For a second i felt embarrassed, then i saw how dramatic she was. What a attention whore, she kept waving her hands in front of her face like it was tear gas. So i burped more, covertly blowing it towards her. The more i blew the harder she waved, it looked like there were bees attacking her, it was great! It was especially fun during the intense sections of class, she nearly fell off waving her hands.

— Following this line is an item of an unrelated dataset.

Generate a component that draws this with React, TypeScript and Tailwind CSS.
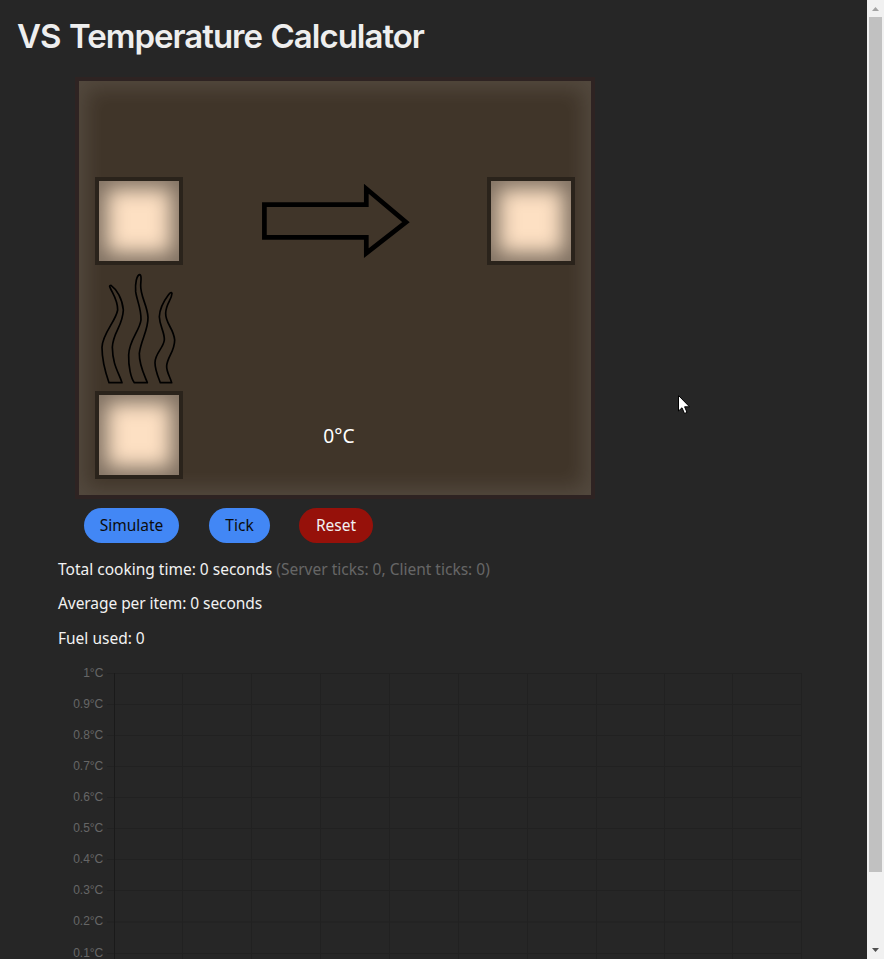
const LABELS: [string, number][] = [
  ['1°C', 673.5], ['0.9°C', 704.5], ['0.8°C', 735.5], ['0.7°C', 766.5], ['0.6°C', 797.5],
  ['0.5°C', 828.5], ['0.4°C', 859.5], ['0.3°C', 890.5], ['0.2°C', 922], ['0.1°C', 953.5],
];
const COLUMNS = [182.5, 251.5, 320.5, 389.5, 458.5, 527.5, 596.5, 664.5, 732.5, 801.5];

function Slot() {
  return (
    <div className="size-[88px] shrink-0 border-4 border-[#2a231b] bg-[#fde0c3] shadow-[inset_0_0_20px_8px_rgba(0,0,0,0.5)]" />
  );
}

function Flames() {
  return (
    <svg className="block h-[126px] w-[88px]" viewBox="30 15 264 378" fill="none" stroke="#000" strokeWidth="5" strokeLinejoin="round">
      <path d="M72 368L111 368C100 335 83 315 82 262C84 215 113 200 115 150C112 115 95 88 78 76C72 76 74 80 75 82C82 100 98 118 98 150C92 185 52 220 51 262C51 300 62 340 72 368Z" />
      <path d="M148 368L187 368C178 345 162 315 163 280C168 240 190 210 189 172C187 135 166 110 167 75C168 62 170 44 164 44C155 46 150 70 152 95C155 120 169 145 168 180C164 212 132 240 131 285C130 320 138 355 148 368Z" />
      <path d="M226 368L260 368C255 350 244 335 245 318C247 290 269 275 269 240C266 205 241 190 242 160C243 130 260 120 261 100C258 95 254 100 250 105C235 125 224 145 223 170C224 200 239 215 238 240C235 265 210 280 210 308C210 330 220 352 226 368Z" />
    </svg>
  );
}

function Arrow() {
  return (
    <svg className="mt-[3px] block h-20 w-[152px]" viewBox="260 180 152 80" fill="none" stroke="#000" strokeWidth="4.7">
      <path d="M264.4 204.6H366.3V188.8L406 222.2L366.3 253.2V237.4H264.4Z" />
    </svg>
  );
}

function Chart() {
  return (
    <svg className="block h-[299px] w-[809px]" viewBox="58 660 809 299">
      <g stroke="#212121" strokeWidth="1">
        {LABELS.map(([t, y]) => <path key={t} d={`M107 ${y}H802`} />)}
        {COLUMNS.map((x) => <path key={x} d={`M${x} 673V959`} />)}
      </g>
      <path d="M114.5 673V959" stroke="#1a1a1a" />
      <g fill="#666" fontFamily="'Liberation Sans', Arial, sans-serif" fontSize="12" textAnchor="end">
        {LABELS.map(([t, y]) => <text key={t} x="103.3" y={y + 3.4}>{t}</text>)}
      </g>
    </svg>
  );
}

function Scrollbar() {
  return (
    <div className="flex h-full w-[17px] shrink-0 flex-col items-center bg-[#f1f1f1]">
      <svg className="block h-[17px] w-[17px]" viewBox="0 0 17 17"><path d="M5 11L8.5 7L12 11Z" fill="#a3a3a3" /></svg>
      <div className="h-[855px] w-[13px] bg-[#c1c1c1]" />
      <svg className="mt-auto block h-[17px] w-[17px]" viewBox="0 0 17 17"><path d="M5 6L8.5 10L12 6Z" fill="#505050" /></svg>
    </div>
  );
}

export default function App() {
  return (
    <div className="relative flex h-[959px] w-[884px] overflow-hidden bg-[#262626] font-['Noto_Sans',sans-serif] text-[15.5px] text-[#f2f2f2]">
      <main className="flex min-w-0 flex-1 flex-col">
        <h1 className="h-[77px] pt-[15px] pl-[17px] font-['Inter',sans-serif] text-[33px] leading-[42px] font-semibold tracking-[-1px] text-[#eee] [word-spacing:1.2px]">
          VS Temperature Calculator
        </h1>
        <section className="ml-[75px] flex h-[422px] w-[520px] shrink-0 border-4 border-[#2e2322] bg-[#403529] px-4 pt-24 shadow-[inset_0_0_20px_8px_rgba(255,255,255,0.1)]">
          <div className="flex w-[88px] flex-col">
            <Slot />
            <Flames />
            <Slot />
          </div>
          <div className="flex flex-1 flex-col items-center pl-[2px]">
            <Arrow />
            <div className="mt-[162px] pl-[6px] text-[19.2px] leading-7 text-white">0°C</div>
          </div>
          <Slot />
        </section>
        <div className="mt-[9px] ml-[84px] flex h-[35px] leading-[35px]">
          <button className="w-[95px] rounded-full bg-[#4287f5] text-[#0c0c0c]">Simulate</button>
          <button className="ml-[30px] w-[61px] rounded-full bg-[#4287f5] text-[#0c0c0c]">Tick</button>
          <button className="ml-[29px] w-[74px] rounded-full bg-[#96110a] text-[#f2f2f2]">Reset</button>
        </div>
        <div className="mt-[16px] ml-[58px] h-[101px] leading-5">
          <p>Total cooking time: 0 seconds <span className="text-[#666]">(Server ticks: 0, Client ticks: 0)</span></p>
          <p className="mt-[14px] tracking-[-0.06px]">Average per item: 0 seconds</p>
          <p className="mt-[15px]">Fuel used: 0</p>
        </div>
        <div className="ml-[58px]"><Chart /></div>
      </main>
      <Scrollbar />
      <svg className="absolute top-[394px] left-[677px] h-[22px] w-[14px]" viewBox="0 0 14 22">
        <path d="M1.5 1.5V17L5 13.8L7.5 19.5L10 18.4L7.6 12.8H12.5Z" fill="#fff" stroke="#000" />
      </svg>
    </div>
  );
}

As the class progressed the stink burps decreased . After finishing our cool down we rolled our bikes to the back of the room. The attention whore and i crossed paths. I was a bit nervous knowing that she knew it was me. We both stopped and looked at each other, she gave me an icy stare. Right on cue i snuck in a silent burp and let it out through my nose. She let out loud “THAT IS DISGUSTING!” Using my burp as a diversion i darted past the yoga class coming threw the door. My escape was successful. As I left I could hear her gripes and complains growing distant, I thought to myself “what a bitch!”

What’s the moral of the story kids? Don’t be a bitch!